Headline Rate vs. Effective Return
The first mistake many savers make is comparing schemes based only on their headline interest rates. The 'effective return' is what you actually earn after accounting for taxes. An 8% return where the interest is fully taxed can often be less profitable
than a 7.1% tax-free return, especially for those in higher income brackets. For instance, interest from most Bank Fixed Deposits (FDs) is added to your income and taxed at your slab rate. In contrast, the interest and maturity amount from the Public Provident Fund (PPF) are completely tax-free. This difference can significantly impact your wealth over time.
The Importance of Liquidity
The second pillar of your decision should be 'access to money', or liquidity. This refers to how quickly and easily you can convert your investment into cash without a significant penalty. Some instruments have strict lock-in periods, making them unsuitable for emergency funds. An investment might offer great returns, but if the money is locked away for 15 years when you need it in five, it isn't the right choice for that particular goal. You must match the investment's lock-in period with your own financial timeline.
Bank Fixed Deposits (FDs): The Flexibility Kings
Fixed Deposits are the go-to option for many due to their simplicity and flexibility. You can choose tenures ranging from a few days to several years. This makes them ideal for short-to-medium-term goals. Their biggest advantage is liquidity; you can usually break an FD anytime by paying a small penalty. However, their main drawback is taxation. The interest you earn is fully taxable, which reduces your effective return. Tax-saver FDs offer Section 80C benefits but come with a mandatory 5-year lock-in.

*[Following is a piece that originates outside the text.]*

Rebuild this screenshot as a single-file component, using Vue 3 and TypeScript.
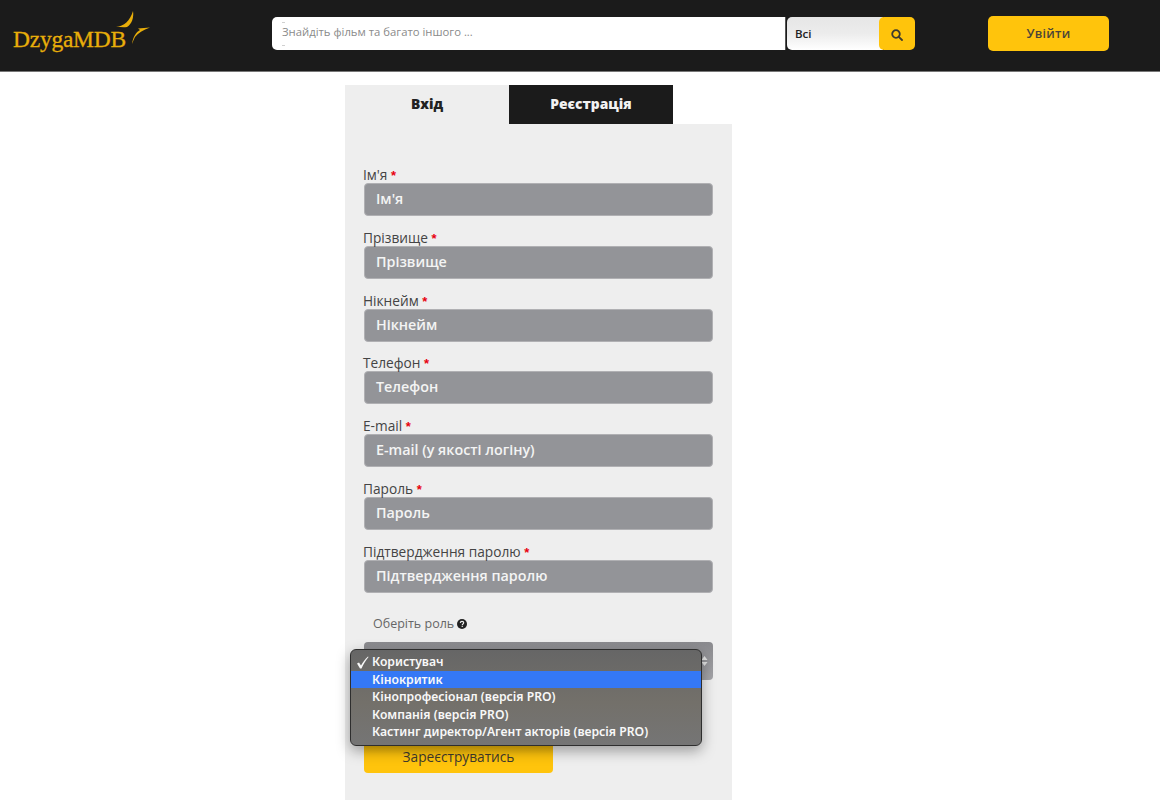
<script setup lang="ts">
const fields: { label: string; placeholder: string }[] = [
  { label: "Ім'я", placeholder: "Ім'я" },
  { label: 'Прізвище', placeholder: 'Прізвище' },
  { label: 'Нікнейм', placeholder: 'Нікнейм' },
  { label: 'Телефон', placeholder: 'Телефон' },
  { label: 'E-mail', placeholder: 'E-mail (у якості логіну)' },
  { label: 'Пароль', placeholder: 'Пароль' },
  { label: 'Підтвердження паролю', placeholder: 'Підтвердження паролю' },
]
const roles: string[] = [
  'Користувач',
  'Кінокритик',
  'Кінопрофесіонал (версія PRO)',
  'Компанія (версія PRO)',
  'Кастинг директор/Агент акторів (версія PRO)',
]
</script>

<template>
  <div class="page">
    <header class="topbar">
      <div class="logo">
        <span class="logo-text">DzygaMDB</span>
        <svg class="logo-mark" width="42" height="42" viewBox="0 0 42 42">
          <path d="M6 22C14 21 20 16 23 6C24 12 22 19 17 22C14 22.500 10 22 6 22Z" fill="#e8ae0a" />
          <path d="M22 39C23 32 26 27 30 25L28 23.500L40 22.500C33 25 28 28 25 32C24 34 23 36.500 22 39Z" fill="#e8ae0a" />
        </svg>
      </div>
      <div class="search">
        <div class="search-input">Знайдіть фільм та багато іншого ...</div>
        <div class="search-select">Всі</div>
        <button class="search-btn" aria-label="search">
          <svg width="12" height="12" viewBox="0 0 12 12" fill="none" stroke="#3d3a30" stroke-width="1.800">
            <circle cx="5" cy="5" r="3.800" />
            <path d="M7.800 7.800 11 11" stroke-linecap="round" />
          </svg>
        </button>
      </div>
      <button class="login">Увійти</button>
    </header>

    <main class="content">
      <div class="tabs">
        <div class="tab active">Вхід</div>
        <div class="tab">Реєстрація</div>
      </div>
      <form class="panel" @submit.prevent>
        <div v-for="f in fields" :key="f.label" class="field">
          <label class="label">{{ f.label }} <span class="req">*</span></label>
          <div class="input">{{ f.placeholder }}</div>
        </div>
        <div class="role-label">
          Оберіть роль
          <svg width="10" height="10" viewBox="0 0 10 10">
            <circle cx="5" cy="5" r="5" fill="#222" />
            <path d="M3.300 3.900C3.400 2.900 4.100 2.400 5 2.400c1 0 1.700.6 1.700 1.400 0 1.200-1.400 1.100-1.400 2.200" fill="none" stroke="#eee" stroke-width="1.200" />
            <rect x="4.600" y="6.700" width="1.300" height="1.200" fill="#eee" />
          </svg>
        </div>
        <div class="select-wrap">
          <div class="select">
            <svg class="arrows" width="7" height="10" viewBox="0 0 7 10">
              <path d="M3.500 0 6.500 4H.5zM3.500 10 .5 6h6z" fill="#e4e4e4" />
            </svg>
          </div>
          <ul class="menu">
            <li v-for="(r, i) in roles" :key="r" class="option" :class="{ hover: i === 1 }">
              <span class="check">
                <svg v-if="i === 0" width="13" height="13" viewBox="0 0 13 13">
                  <path d="M1 7.500 3 6.500 5 9.500C7 6 9 3 12 0.500L12.500 1C9.500 4.500 7.500 8 5.500 12.500H4Z" fill="#f8f8f8" />
                </svg>
              </span>{{ r }}
            </li>
          </ul>
        </div>
        <button class="submit">Зареєструватись</button>
      </form>
    </main>
  </div>
</template>

<style scoped>
.page {
  height: 800px;
  overflow: hidden;
  background: #fff;
  font-family: "Open Sans", sans-serif;
  color: #333;
}
.topbar {
  height: 71px;
  background: #1b1b1b;
  border-bottom: 1px solid #777;
  display: flex;
  align-items: flex-start;
  padding-left: 14px;
  margin-bottom: -1px;
}
.logo {
  width: 258px;
  position: relative;
  height: 71px;
}
.logo-text {
  display: block;
  margin-left: -1px;
  font-family: "Liberation Serif", serif;
  font-size: 23.500px;
  letter-spacing: -0.250px;
  color: #e8ae0a;
  margin-top: 25px;
  line-height: 28px;
  -webkit-text-stroke: 0.300px #e8ae0a;
}
.logo-mark {
  position: absolute;
  left: 96px;
  top: 5px;
}
.search {
  display: flex;
  width: 643px;
  height: 33px;
  margin-top: 17px;
}
.search-input {
  width: 514px;
  background: linear-gradient(#d0d0d0, #d0d0d0) 10px 5px / 3px 1px no-repeat,
    linear-gradient(#d0d0d0, #d0d0d0) 10px 28px / 3px 1px no-repeat, #fff;
  border-radius: 5px 0 0 5px;
  font-size: 11.300px;
  color: #8a8a8a;
  line-height: 30px;
  padding-left: 10px;
  box-sizing: border-box;
  border-right: 1px solid #555;
}
.search-select {
  width: 96px;
  margin-left: 1px;
  background: linear-gradient(#e6e6e6, #ececec 50%, #fff);
  border-radius: 5px 0 0 5px;
  font-size: 11.500px;
  font-weight: 600;
  color: #222;
  line-height: 33px;
  padding-left: 8px;
  box-sizing: border-box;
}
.search-btn {
  width: 36px;
  margin-left: -4px;
  background: #ffc40c;
  border: 0;
  border-radius: 5px;
  display: flex;
  align-items: center;
  justify-content: center;
  padding: 2px 0 0;
}
.login {
  width: 121px;
  height: 35px;
  margin-top: 16px;
  margin-left: 73px;
  background: #ffc40c;
  border: 0;
  border-radius: 5px;
  font-family: inherit;
  font-size: 12.500px;
  font-weight: 600;
  color: #4a4438;
  letter-spacing: 0.300px;
}
.content {
  width: 387px;
  margin-left: 345px;
  padding-top: 14px;
}
.tabs {
  display: flex;
  height: 39px;
}
.tab {
  width: 164px;
  background: #1b1b1b;
  color: #f2f2f2;
  font-size: 13.800px;
  font-weight: 800;
  text-align: center;
  line-height: 38px;
}
.tab.active {
  background: #eee;
  color: #222;
}
.panel {
  background: #eee;
  padding: 43px 19px 60px;
  height: 680px;
  box-sizing: border-box;
}
.field {
  margin-bottom: 13.830px;
}
.label {
  display: block;
  height: 16px;
  font-size: 13.700px;
  line-height: 16px;
  color: #444;
  font-weight: 500;
  margin-left: -1px;
}
.req {
  color: #e8000d;
  font-family: "Liberation Sans", sans-serif;
  font-size: 13px;
  font-weight: 700;
}
.input {
  width: 349px;
  height: 33px;
  box-sizing: border-box;
  background: #939498;
  border: 1px solid #b0b0b3;
  border-radius: 4px;
  color: #f4f4f4;
  font-size: 14.300px;
  font-weight: 600;
  line-height: 30px;
  padding-left: 11px;
}
.role-label {
  margin-top: 23px;
  margin-left: 9px;
  height: 16px;
  font-size: 12.500px;
  line-height: 16px;
  color: #666;
  display: flex;
  align-items: center;
  gap: 3px;
}
.select-wrap {
  position: relative;
  margin-top: 10px;
  margin-bottom: 62px;
}
.select {
  height: 38px;
  width: 349px;
  border-radius: 4px;
  background: linear-gradient(#8a8a8e, #a4a4a8);
  display: flex;
  align-items: center;
  justify-content: flex-end;
  padding-right: 5px;
  box-sizing: border-box;
}
.menu {
  position: absolute;
  left: -14px;
  top: 7px;
  width: 352px;
  height: 97px;
  box-sizing: border-box;
  margin: 0;
  padding: 3.500px 0;
  list-style: none;
  background: linear-gradient(#666, #73706a 55%, #757575);
  border: 1px solid #2e2e2e;
  border-radius: 6px;
  box-shadow: 0 5px 14px rgba(0, 0, 0, 0.35);
  font-family: "Noto Sans", sans-serif;
  font-size: 12.200px;
  font-weight: 600;
  color: #f8f8f8;
}
.option {
  height: 17.500px;
  line-height: 17px;
  display: flex;
  white-space: pre;
}
.option.hover {
  background: #3478f6;
}
.check {
  width: 21px;
  padding-left: 5px;
  box-sizing: border-box;
  display: flex;
  align-items: center;
}
.submit {
  display: block;
  width: 189px;
  height: 31px;
  padding: 0 0 2px;
  background: linear-gradient(#e8b40a, #ffc40c 40%);
  border: 0;
  border-radius: 4px;
  font-family: inherit;
  font-size: 13.700px;
  font-weight: 500;
  color: #3f3a2e;
}
</style>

Public Provident Fund (PPF): The Long-Term Tax-Saver
For long-term goals and unparalleled tax benefits, the PPF is a top contender. With an interest rate of 7.1% for the July-September 2026 quarter, its real strength lies in its Exempt-Exempt-Exempt (EEE) status. This means your investment, interest, and maturity proceeds are all tax-free. The main trade-off is liquidity. PPF has a 15-year lock-in period. While partial withdrawals and loans are possible after a few years, it is fundamentally a long-term product designed for goals like retirement.
National Savings Certificate (NSC): The Medium-Term Middle Ground
The National Savings Certificate (NSC) offers a balance between FDs and PPF. For the July-September 2026 quarter, it carries an attractive interest rate of 7.7%. It has a fixed 5-year lock-in period, making it suitable for medium-term goals. Your investment up to Rs 1.5 lakh qualifies for a tax deduction under Section 80C. However, unlike PPF, the interest earned on NSC is taxable at maturity. This makes its effective return lower than PPF, but its shorter tenure is a key advantage for many.
Making the Right Choice for You
There is no single 'best' investment; the right choice depends entirely on your needs. If you need an emergency fund or are saving for a goal within 1-3 years, the high liquidity of a regular Fixed Deposit is unmatched, despite the tax implications. For a medium-term goal like a house down payment in five years, an NSC can be a good fit due to its fixed tenure and decent return. For long-term wealth creation, such as retirement or a child's education, the tax-free compounding power of PPF is hard to beat, provided you are comfortable with the 15-year lock-in period.